The sought after Dee Edwards ‘(I Can) Deal With That’ has been a known favourite on the soul scene since the ‘90s, but this is the uncredited ‘Strings’ version which has a slightly different mix to the standard release – but also possesses marginally inferior audio quality than the original. This version again appeared on a limited Soul Brother 7” in 2016. McArthur and ‘It’s So Real’ from their only release on Mainstream Records subsidiary Brown Dog is a sweet male ballad which recently appeared in 2016 on a Soul Junction UK repress. And unknown to this writer, Jocelyn Brown ‘If I Can’t Have Your Love’ is a pretty obscure 1981 7” only cut from Posse Records from New York, who are also known for their early 80s rap releases. This puts Jocelyn in a genuine soul context for this Keith Barrow written number for a more subtle performance by the legendary vocalist.
One time Spinners vocalist G.C. Cameron and his double negative insinuating ‘Love Just Ain’t No Fun’, was recorded in 1980 but first issued in 2014 on a Soul Brother 7” – but this is its first appearance since that release. Natural High ‘Trust In Me’, was also featured on a 2016 Soul Brother 7” as a B-Side to ‘I Think I’m Falling In Love With You’, both taken from their impressive debut and solitary 1979 album. The Impressions ‘We Go Back A Ways’ is taken from ‘Finally Got Myself Together’ (1973), and although it’s both a post-Curtis and Leroy Hutson Impressions track, it still manages to capture the essence of the Chicago group with this strong two-step groover. The Manhattans and their ultimatum offering ‘Give Him Up’ from their ‘With These Hands’ (1970) album on Deluxe from their pre-Columbia days, is one of my personal favourites here from the popular New Jersey group.

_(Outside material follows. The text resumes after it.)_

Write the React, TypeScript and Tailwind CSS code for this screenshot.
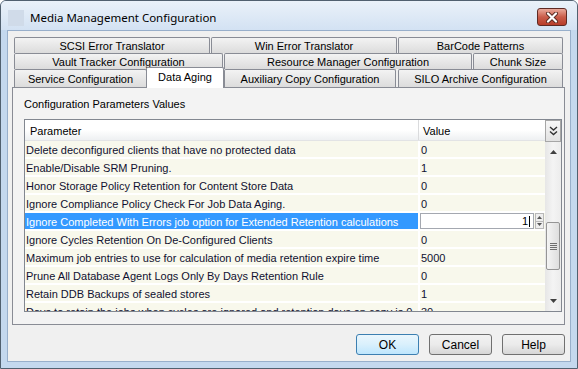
const rows: [string, string][] = [
  ["Delete deconfigured clients that have no protected data", "0"],
  ["Enable/Disable SRM Pruning.", "1"],
  ["Honor Storage Policy Retention for Content Store Data", "0"],
  ["Ignore Compliance Policy Check For Job Data Aging.", "0"],
  ["Ignore Completed With Errors job option for Extended Retention calculations", "1"],
  ["Ignore Cycles Retention On De-Configured Clients", "0"],
  ["Maximum job entries to use for calculation of media retention expire time", "5000"],
  ["Prune All Database Agent Logs Only By Days Retention Rule", "0"],
  ["Retain DDB Backups of sealed stores", "1"],
  ["Days to retain the jobs when cycles are ignored and retention days on copy is 0", "30"],
];

const SELECTED = 4;

function Tab({ label, className }: { label: string; className: string }) {
  return (
    <div
      className={
        "flex items-center justify-center border border-b-0 border-[#898c95] rounded-t-[2px] bg-gradient-to-b from-[#f3f3f3] to-[#dcdcdc] whitespace-nowrap pt-[1px] " +
        className
      }
    >
      {label}
    </div>
  );
}

function CloseButton() {
  return (
    <div className="ml-auto mt-[-2px] w-[30px] h-[18px] rounded-[3px] border border-[#5e2a24] bg-gradient-to-b from-[#e9a99b] via-[#c95c4a] to-[#b73c2a] flex items-center justify-center">
      <svg width="14" height="11" viewBox="0 0 14 11">
        <path d="M3 1.5 L11 9.5 M11 1.5 L3 9.5" stroke="#5a2a22" strokeWidth="4" strokeLinecap="round" />
        <path d="M3 1.5 L11 9.5 M11 1.5 L3 9.5" stroke="#ffffff" strokeWidth="2.2" strokeLinecap="round" />
      </svg>
    </div>
  );
}

function Button({ label, primary }: { label: string; primary?: boolean }) {
  return (
    <div
      className={
        "w-[63px] h-[21px] rounded-[3px] border flex items-center justify-center text-[12px] text-black " +
        (primary
          ? "border-[#3c7fb1] bg-gradient-to-b from-[#eaf6fd] via-[#d9f0fc] to-[#bee6fd]"
          : "border-[#707070] bg-gradient-to-b from-[#f2f2f2] via-[#ebebeb] to-[#d6d6d6]")
      }
    >
      {label}
    </div>
  );
}

function ScrollBar() {
  return (
    <div className="flex-1 flex flex-col items-center bg-gradient-to-r from-[#e6e6e6] via-[#f4f4f4] to-[#ececec]">
      <div className="h-[20px] flex items-center justify-center">
        <svg width="7" height="4" viewBox="0 0 7 4">
          <path d="M0 4 L3.5 0 L7 4 Z" fill="#404040" />
        </svg>
      </div>
      <div className="mt-[60px] w-[14px] h-[48px] rounded-[2px] border border-[#959595] bg-gradient-to-r from-[#f4f4f4] to-[#dedede] flex flex-col items-center justify-center gap-[1px]">
        <div className="w-[7px] h-[1px] bg-[#6f6f6f]" />
        <div className="w-[7px] h-[1px] bg-[#6f6f6f]" />
        <div className="w-[7px] h-[1px] bg-[#6f6f6f]" />
        <div className="w-[7px] h-[1px] bg-[#6f6f6f]" />
      </div>
      <div className="mt-auto h-[20px] flex items-center justify-center">
        <svg width="7" height="4" viewBox="0 0 7 4">
          <path d="M0 0 L3.5 4 L7 0 Z" fill="#404040" />
        </svg>
      </div>
    </div>
  );
}

export default function App() {
  return (
    <div className="w-[578px] h-[369px] bg-white font-['Liberation_Sans',sans-serif] text-[11px] text-[#101030]">
      <div className="w-full h-full flex flex-col rounded-t-[6px] border border-[#51606f] bg-[#c4d8ee] overflow-hidden">
        {/* title bar */}
        <div className="h-[29px] flex items-center pt-[5px] pl-[7px] pr-[10px] bg-gradient-to-b from-[#eaf1f9] to-[#d3e2f3]">
          <div className="w-[16px] h-[16px] bg-[#d0dbe9]" />
          <span className="ml-[6px] text-[11.5px] text-black font-['Noto_Sans',sans-serif]">
            Media Management Configuration
          </span>
          <CloseButton />
        </div>

        {/* client area */}
        <div className="mx-[6px] mb-[6px] flex-1 border border-[#98afcb] bg-[#f0f0f0] flex flex-col pt-[6px] pl-[4px] pr-[5px]">
          {/* tab rows */}
          <div className="flex flex-col pl-[2px] text-black">
            <div className="flex gap-[1px] h-[16px]">
              <Tab label="SCSI Error Translator" className="w-[196px]" />
              <Tab label="Win Error Translator" className="w-[186px]" />
              <Tab label="BarCode Patterns" className="w-[165px]" />
            </div>
            <div className="flex gap-[1px] h-[16px]">
              <Tab label="Vault Tracker Configuration" className="w-[209px]" />
              <Tab label="Resource Manager Configuration" className="w-[248px]" />
              <Tab label="Chunk Size" className="w-[90px]" />
            </div>
            <div className="flex items-end h-[18px]">
              <Tab label="Service Configuration" className="w-[133px] h-[18px]" />
              <div className="relative z-10 top-[1px] -ml-[1px] w-[78px] h-[21px] border border-b-0 border-[#898c95] rounded-t-[2px] bg-white flex items-center justify-center pb-[1px]">
                Data Aging
              </div>
              <Tab label="Auxiliary Copy Configuration" className="w-[172px] h-[18px]" />
              <Tab label="SILO Archive Configuration" className="ml-[2px] w-[165px] h-[18px]" />
            </div>
          </div>

          {/* tab page */}
          <div className="h-[238px] border border-[#898c95] bg-[#f3f3f3] flex flex-col">
            <div className="h-[31px] flex items-center pt-[2px] pl-[11px] text-black">
              Configuration Parameters Values
            </div>
            <div className="ml-[11px] w-[538px] h-[193px] border border-[#828790] bg-white flex overflow-hidden">
              <div className="w-[520px] flex flex-col">
                <div className="h-[21px] shrink-0 flex bg-gradient-to-b from-white via-white to-[#eef0f2] border-b border-[#e2e3e5] text-black">
                  <div className="w-[394px] border-r border-[#dadbdd] pl-[5px] pt-[2px] flex items-center">Parameter</div>
                  <div className="flex-1 pl-[4px] pt-[2px] flex items-center">Value</div>
                </div>
                {rows.map(([name, value], i) =>
                  i === SELECTED ? (
                    <div key={i} className="h-[18px] shrink-0 flex border-b-2 border-white">
                      <div className="w-[393px] bg-[#3399ff] text-white pl-[1px] pt-[2px] flex items-center whitespace-nowrap overflow-hidden">
                        {name}
                      </div>
                      <div className="w-[2px]" />
                      <div className="flex-1 flex items-center bg-[#f8f8ec]">
                        <div className="w-[114px] h-[16px] border border-[#a4a8b0] bg-white flex items-center justify-end pr-[3px] pt-[1px] text-black">
                          {value}
                          <div className="w-[1px] h-[11px] bg-black ml-[1px]" />
                        </div>
                        <div className="w-[9px] h-[16px] flex flex-col ml-[1px]">
                          <div className="flex-1 border border-[#b8b8b8] bg-[#eeeeee] flex items-center justify-center">
                            <svg width="5" height="3" viewBox="0 0 5 3"><path d="M0 3 L2.5 0 L5 3 Z" fill="#555" /></svg>
                          </div>
                          <div className="flex-1 border border-t-0 border-[#b8b8b8] bg-[#eeeeee] flex items-center justify-center">
                            <svg width="5" height="3" viewBox="0 0 5 3"><path d="M0 0 L2.5 3 L5 0 Z" fill="#555" /></svg>
                          </div>
                        </div>
                      </div>
                    </div>
                  ) : (
                    <div key={i} className="h-[18px] shrink-0 flex border-b-2 border-white">
                      <div className="w-[393px] bg-[#f8f8ec] pl-[1px] pt-[2px] flex items-center whitespace-nowrap overflow-hidden">
                        {name}
                      </div>
                      <div className="w-[2px]" />
                      <div className="flex-1 bg-[#f8f8ec] pl-[1px] pt-[2px] flex items-center">{value}</div>
                    </div>
                  )
                )}
              </div>
              <div className="w-[16px] flex flex-col">
                <div className="h-[22px] border border-[#a6a6a6] bg-gradient-to-b from-[#f7f7f7] to-[#e2e2e2] flex items-center justify-center">
                  <svg width="9" height="10" viewBox="0 0 9 10">
                    <path d="M1 1 L4.5 4 L8 1 M1 5.5 L4.5 8.5 L8 5.5" stroke="#333" strokeWidth="1.4" fill="none" />
                  </svg>
                </div>
                <ScrollBar />
              </div>
            </div>
          </div>

          {/* buttons */}
          <div className="mt-[9px] flex justify-end gap-[10px]">
            <Button label="OK" primary />
            <Button label="Cancel" />
            <Button label="Help" />
          </div>
        </div>
      </div>
    </div>
  );
}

Aretha’s sister Carolyn Franklin’s ‘Sunshine Holiday‘ has been a known two-step preference for years and is taken from Carolyn’s fifth and final album ‘If You Want Me’ (1976). Pat Lundy and the bouncy ‘Let’s Get Down To Business’ from her 1976 album ‘The Lady Has Arrived’ is a nice inclusion, as is Margie Joseph ‘Ridin’ High’, taken from ‘Sweet Surrender’ (1974) with its deep strings, electric piano, sweet horns, background organ and warm flute touches. Aretha Franklin’s ‘Daydreaming’ is the most obvious track here plucked from one of Aretha’s strongest LPs, ‘Young, Gifted And Black’ (1972). Surprisingly, this was never issued on 7” – except in Peru! ‘I Want Sunday Back Again’ has Maxine Weldon recollecting about happier times and was featured on a US promo only 7” (1975) but more commonly from Maxine’s fourth solo album ‘Alone On My Own’ on Monument.
There isn’t a poor inclusion here on Wants Lists 4. And I appreciated that it is not just a compilation of very rare or ‘trending’ records because as we all know, a rare record is not always a great record, and around 50% of the tracks featured can be bought in their original vinyl form for under £25. I commonly find that many of the records that are slightly under the vinyl digging radar are more interesting than the rarities.